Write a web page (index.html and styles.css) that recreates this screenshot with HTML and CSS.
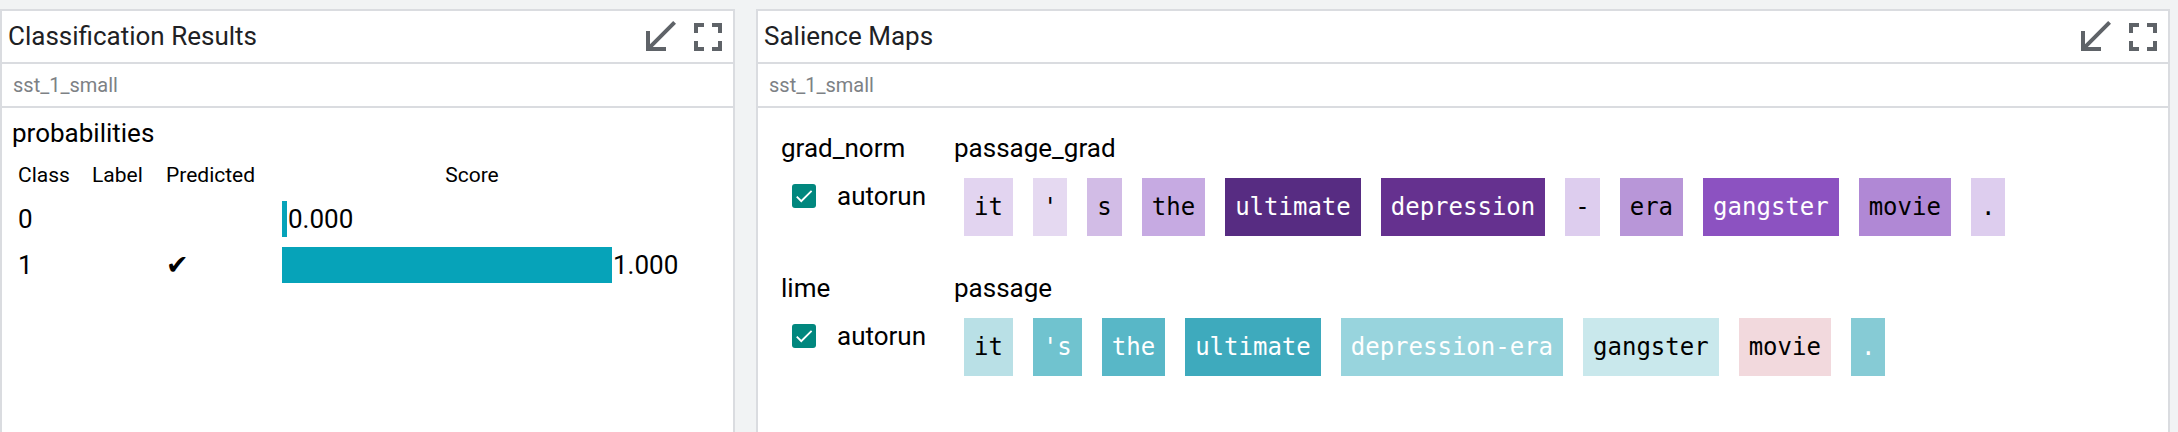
FILE: index.html
```html
<!DOCTYPE html>
<html>
<head>
<meta charset="utf-8">
<link rel="stylesheet" href="styles.css">
</head>
<body>
<div class="page">
  <section class="panel panel-left">
    <div class="panel-head">
      <div class="panel-title">Classification Results</div>
      <div class="panel-icons">
        <svg class="icon" viewBox="0 0 24 24"><path d="M20 5.41L18.59 4 7 15.59V9H5v10h10v-2H8.41z"/></svg>
        <svg class="icon" viewBox="0 0 24 24"><path d="M7 14H5v5h5v-2H7v-3zm-2-4h2V7h3V5H5v5zm12 7h-3v2h5v-5h-2v3zM14 5v2h3v3h2V5h-5z"/></svg>
      </div>
    </div>
    <div class="panel-sub">sst_1_small</div>
    <div class="panel-body cls-body">
      <div class="cls-title">probabilities</div>
      <div class="cls-table">
        <div class="cls-row cls-head">
          <div class="c-class">Class</div>
          <div class="c-label">Label</div>
          <div class="c-pred">Predicted</div>
          <div class="score-head">Score</div>
        </div>
        <div class="cls-row">
          <div class="c-class">0</div>
          <div class="c-label"></div>
          <div class="c-pred"></div>
          <div class="c-score"><span class="bar" style="width:5px"></span><span class="val">0.000</span></div>
        </div>
        <div class="cls-row">
          <div class="c-class">1</div>
          <div class="c-label"></div>
          <div class="c-pred"><span class="check">✔</span></div>
          <div class="c-score"><span class="bar" style="width:330px"></span><span class="val">1.000</span></div>
        </div>
      </div>
    </div>
  </section>

  <section class="panel panel-right">
    <div class="panel-head">
      <div class="panel-title">Salience Maps</div>
      <div class="panel-icons">
        <svg class="icon" viewBox="0 0 24 24"><path d="M20 5.41L18.59 4 7 15.59V9H5v10h10v-2H8.41z"/></svg>
        <svg class="icon" viewBox="0 0 24 24"><path d="M7 14H5v5h5v-2H7v-3zm-2-4h2V7h3V5H5v5zm12 7h-3v2h5v-5h-2v3zM14 5v2h3v3h2V5h-5z"/></svg>
      </div>
    </div>
    <div class="panel-sub">sst_1_small</div>
    <div class="panel-body sal-body">
      <div class="sal-group">
        <div class="sal-method">grad_norm</div>
        <div class="sal-field">passage_grad</div>
        <div class="sal-control">
          <span class="checkbox"><svg viewBox="0 0 24 24"><path d="M9 16.2L4.8 12l-1.4 1.4L9 19 21 7l-1.4-1.4L9 16.2z"/></svg></span>
          <span class="autorun">autorun</span>
        </div>
        <div class="tokens">
          <span class="tok" style="background:#e2d4f0">it</span>
          <span class="tok" style="background:#e5d9f1">'</span>
          <span class="tok" style="background:#d2bce6">s</span>
          <span class="tok" style="background:#c6aae2">the</span>
          <span class="tok light-text" style="background:#572c82">ultimate</span>
          <span class="tok light-text" style="background:#65318f">depression</span>
          <span class="tok" style="background:#ddcdee">-</span>
          <span class="tok" style="background:#b896d8">era</span>
          <span class="tok light-text" style="background:#8c52c1">gangster</span>
          <span class="tok" style="background:#b088d5">movie</span>
          <span class="tok" style="background:#ddcdee">.</span>
        </div>
      </div>
      <div class="sal-group">
        <div class="sal-method">lime</div>
        <div class="sal-field">passage</div>
        <div class="sal-control">
          <span class="checkbox"><svg viewBox="0 0 24 24"><path d="M9 16.2L4.8 12l-1.4 1.4L9 19 21 7l-1.4-1.4L9 16.2z"/></svg></span>
          <span class="autorun">autorun</span>
        </div>
        <div class="tokens">
          <span class="tok" style="background:#b9e0e6">it</span>
          <span class="tok light-text" style="background:#70c3cf">'s</span>
          <span class="tok light-text" style="background:#58b7c7">the</span>
          <span class="tok light-text" style="background:#3eaabd">ultimate</span>
          <span class="tok light-text" style="background:#98d4dd">depression-era</span>
          <span class="tok" style="background:#c9e8ec">gangster</span>
          <span class="tok" style="background:#f2d9dd">movie</span>
          <span class="tok light-text" style="background:#86cbd5">.</span>
        </div>
      </div>
    </div>
  </section>
</div>
</body>
</html>
```

FILE: styles.css
```css
html, body {
  margin: 0;
  padding: 0;
  background: #f1f3f4;
  font-family: Roboto, "Liberation Sans", sans-serif;
  color: #000;
}

.page {
  display: flex;
  gap: 21px;
  height: 432px;
  box-sizing: border-box;
  padding: 9px 8px 0 0;
  overflow: hidden;
}

.panel {
  background: #fff;
  border: 2px solid #dadce0;
  border-bottom: none;
  box-sizing: border-box;
  display: flex;
  flex-direction: column;
}

.panel-left {
  width: 735px;
  flex: none;
}

.panel-right {
  flex: 1;
}

.panel-head {
  height: 51px;
  display: flex;
  align-items: center;
  justify-content: space-between;
  padding: 0 1px 0 6px;
  border-bottom: 2px solid #dadce0;
  flex: none;
}

.panel-title {
  font-size: 26px;
  line-height: 30px;
  color: #202124;
  margin-top: -2px;
}

.panel-icons {
  display: flex;
}

.icon {
  width: 48px;
  height: 48px;
  fill: #5f6368;
  display: block;
}

.panel-sub {
  height: 42px;
  display: flex;
  align-items: center;
  padding-left: 11px;
  font-size: 20px;
  color: #7d8185;
  border-bottom: 2px solid #dadce0;
  flex: none;
}

.panel-body {
  flex: 1;
}

/* classification */
.cls-body {
  padding: 10px 0 0 10px;
}

.cls-title {
  font-size: 26px;
  line-height: 30px;
}

.cls-table {
  margin-top: 13px;
  padding-left: 6px;
}

.cls-row {
  display: grid;
  grid-template-columns: 74px 74px 116px 380px;
  height: 46px;
  align-items: center;
  font-size: 26px;
  line-height: 30px;
}

.cls-row.cls-head {
  height: 35px;
  align-items: start;
  font-size: 21px;
  line-height: 28px;
}

.score-head {
  text-align: center;
}

.c-score {
  display: flex;
  align-items: center;
}

.bar {
  display: block;
  height: 36px;
  background: #06a3b9;
  flex: none;
}

.val {
  padding-left: 1px;
}

.check {
  font-family: "DejaVu Sans", sans-serif;
  font-size: 27px;
}

/* salience */
.sal-body {
  padding: 25px 0 0 23px;
}

.sal-group {
  display: grid;
  grid-template-columns: 173px 1fr;
  grid-template-rows: 30px 58px;
  row-gap: 15px;
  margin-bottom: 37px;
}

.sal-method,
.sal-field {
  font-size: 26px;
  line-height: 30px;
}

.sal-control {
  display: flex;
  align-items: center;
  align-self: start;
  height: 30px;
  margin-top: 3px;
  padding-left: 11px;
  gap: 21px;
}

.checkbox {
  width: 24px;
  height: 24px;
  border-radius: 3px;
  background: #01877e;
  display: flex;
  align-items: center;
  justify-content: center;
}

.checkbox svg {
  width: 22px;
  height: 22px;
  fill: #fff;
}

.autorun {
  font-size: 26px;
  line-height: 30px;
}

.tokens {
  display: flex;
  gap: 20px;
  padding-left: 10px;
}

.tok {
  height: 58px;
  padding: 0 10px;
  display: flex;
  align-items: center;
  font-family: "DejaVu Sans Mono", "Liberation Mono", monospace;
  font-size: 24px;
  color: #000;
  white-space: pre;
}

.tok.light-text {
  color: #fff;
}
```
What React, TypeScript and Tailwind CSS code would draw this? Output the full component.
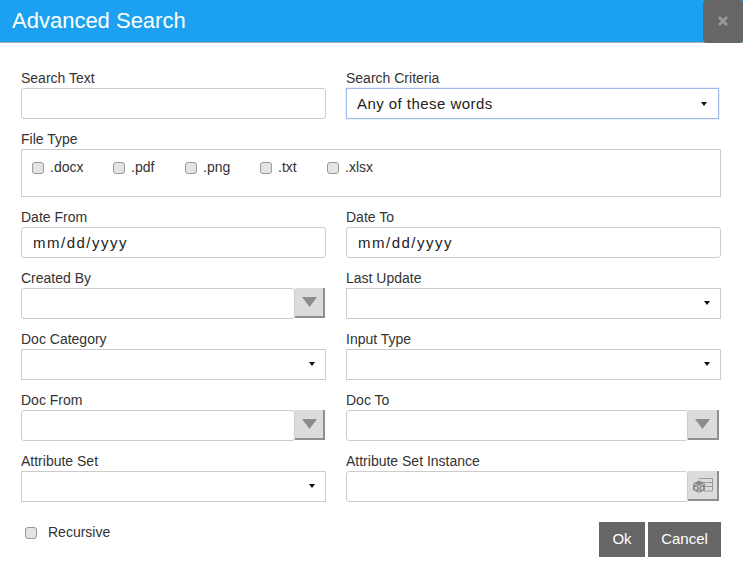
import React from 'react';

const inputBox = 'w-full h-[31px] rounded-[3px] border border-[#ccc] bg-white px-[11px] text-[15px] text-[#222] outline-none';

function Field({ label, children }: { label: string; children: React.ReactNode }) {
  return (
    <div className="flex flex-col">
      <label className="h-5 text-[14px] leading-5 text-[#333]">{label}</label>
      {children}
    </div>
  );
}

function Caret({ className }: { className: string }) {
  return (
    <svg className={`absolute ${className}`} width="6" height="4" viewBox="0 0 6 4">
      <path d="M0 0h6L3 4z" fill="#111" />
    </svg>
  );
}

function SelectBox({ value, focused }: { value?: string; focused?: boolean }) {
  return (
    <div className={focused ? 'relative w-[373px]' : 'relative w-full'}>
      <select
        defaultValue={value ?? ''}
        className={
          focused
            ? 'h-[31px] w-full appearance-none border border-[#9cbdea] bg-white px-[10px] pt-[2px] text-[15px] tracking-[0.45px] text-[#222] shadow-[0_0_2px_#b8d2f5] outline-none'
            : 'h-[31px] w-full appearance-none border border-[#ccc] bg-white px-[10px] text-[15px] outline-none'
        }
      >
        <option value="">{''}</option>
        {value && <option value={value}>{value}</option>}
      </select>
      <Caret className={focused ? 'right-[12px] top-[14px]' : 'right-[11px] top-[13px]'} />
    </div>
  );
}

function ComboBox({ right }: { right?: boolean }) {
  return (
    <div className="flex h-[31px]">
      <input className="h-full min-w-0 flex-1 rounded-[3px] border border-[#ccc] bg-white outline-none" />
      <button
        className={
          right
            ? 'mr-[2px] flex h-[30px] w-[31px] items-center justify-center border-r-2 border-b-2 border-[#8f8f8f] bg-[#dcdcdc]'
            : 'mr-[1px] flex h-[30px] w-[30px] items-center justify-center border-r-2 border-b-2 border-[#8f8f8f] bg-[#dcdcdc]'
        }
      >
        <svg width="15" height="10" viewBox="0 0 15 10">
          <path d="M0 0h15L7.500 10z" fill="#8c8c8c" />
        </svg>
      </button>
    </div>
  );
}

function AttributeIcon() {
  return (
    <svg width="20" height="15" viewBox="0 0 20 15" fill="none">
      <path d="M5.500 0.500h14v12.500H11M8 4.500h11.500M12 8.500h7.500" stroke="#9a9a9a" strokeWidth="1" />
      <path d="M0 5.500L6 2.500l6 3V12l-6 3-6-3z" fill="#8a8a8a" />
      <path d="M0.500 5.500L6 8.500l5.500-3M6 8.500V15" stroke="#dcdcdc" strokeWidth="0.800" />
      <rect x="2" y="9" width="2" height="2.500" fill="#dcdcdc" />
      <rect x="8" y="9" width="2" height="2.500" fill="#dcdcdc" />
    </svg>
  );
}

function Check({ label, className }: { label: string; className: string }) {
  return (
    <label className={`flex items-center text-[14px] text-[#333] ${className}`}>
      <input
        type="checkbox"
        className="h-3 w-3 appearance-none rounded-[3px] border border-[#999] bg-[#e4e4e4]"
      />
      <span className="ml-[6px]">{label}</span>
    </label>
  );
}

export default function App() {
  return (
    <div className="h-[574px] w-[743px] overflow-hidden bg-white font-['Liberation_Sans',Arial,sans-serif]">
      {/* Header */}
      <div className="flex h-[43px] items-center justify-between border-b border-[#a9a9a9] bg-[#1ca1f0]">
        <h1 className="pb-[2px] pl-3 text-[22px] font-normal text-white">Advanced Search</h1>
        <button className="flex h-[43px] w-10 items-center justify-center rounded-[4px] bg-[#666]">
          <svg width="10" height="10" viewBox="0 0 10 10">
            <path d="M1 1l8 8M9 1l-8 8" stroke="#999" strokeWidth="2.600" />
          </svg>
        </button>
      </div>

      <div className="pl-[21px] pr-[22px] pt-[25px]">
        <div className="grid grid-cols-[305px_375px] gap-x-5 gap-y-[10px]">
          <Field label="Search Text">
            <input className={inputBox} />
          </Field>
          <Field label="Search Criteria">
            <SelectBox value="Any of these words" focused />
          </Field>

          <div className="col-span-2 flex flex-col">
            <label className="h-5 text-[14px] leading-5 text-[#333]">File Type</label>
            <div className="flex h-[48px] items-start border border-[#ccc] pl-[10px] pt-[7px]">
              <Check label=".docx" className="w-[81px]" />
              <Check label=".pdf" className="w-[72px]" />
              <Check label=".png" className="w-[75px]" />
              <Check label=".txt" className="w-[67px]" />
              <Check label=".xlsx" className="w-[60px]" />
            </div>
          </div>

          <Field label="Date From">
            <input placeholder="mm/dd/yyyy" className={`${inputBox} tracking-[1.5px] placeholder:text-[#222]`} />
          </Field>
          <Field label="Date To">
            <input placeholder="mm/dd/yyyy" className={`${inputBox} tracking-[1.5px] placeholder:text-[#222]`} />
          </Field>

          <Field label="Created By">
            <ComboBox />
          </Field>
          <Field label="Last Update">
            <SelectBox />
          </Field>

          <Field label="Doc Category">
            <SelectBox />
          </Field>
          <Field label="Input Type">
            <SelectBox />
          </Field>

          <Field label="Doc From">
            <ComboBox />
          </Field>
          <Field label="Doc To">
            <ComboBox right />
          </Field>

          <Field label="Attribute Set">
            <SelectBox />
          </Field>
          <Field label="Attribute Set Instance">
            <div className="flex h-[31px]">
              <input className="h-full min-w-0 flex-1 rounded-[3px] border border-[#ccc] bg-white outline-none" />
              <button className="mr-[2px] flex h-[30px] w-[31px] items-center justify-center border-r-2 border-b-2 border-[#8f8f8f] bg-[#dcdcdc]">
                <AttributeIcon />
              </button>
            </div>
          </Field>
        </div>

        {/* Footer */}
        <div className="mt-5 flex items-start justify-between">
          <Check label="Recursive" className="ml-[4px] [&>span]:ml-[11px]" />
          <div className="flex gap-[3px]">
            <button className="h-[35px] w-[46px] bg-[#666] text-[15px] text-white">Ok</button>
            <button className="h-[35px] w-[73px] bg-[#666] text-[15px] text-white">Cancel</button>
          </div>
        </div>
      </div>
    </div>
  );
}
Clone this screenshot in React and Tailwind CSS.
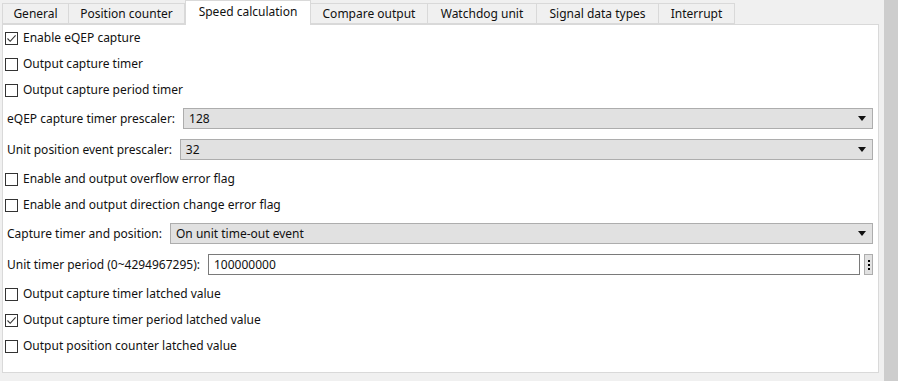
****************
Directive: Both the line with "What React, TypeScript" and the line with "const inputBox = 'w-full" belong in the copy, along with every line between them; set them down exactly and skip the pictures.

Finished answer:
What React, TypeScript and Tailwind CSS code would draw this? Output the full component.
import React from 'react';

const inputBox = 'w-full h-[31px] rounded-[3px] border border-[#ccc] bg-white px-[11px] text-[15px] text-[#222] outline-none';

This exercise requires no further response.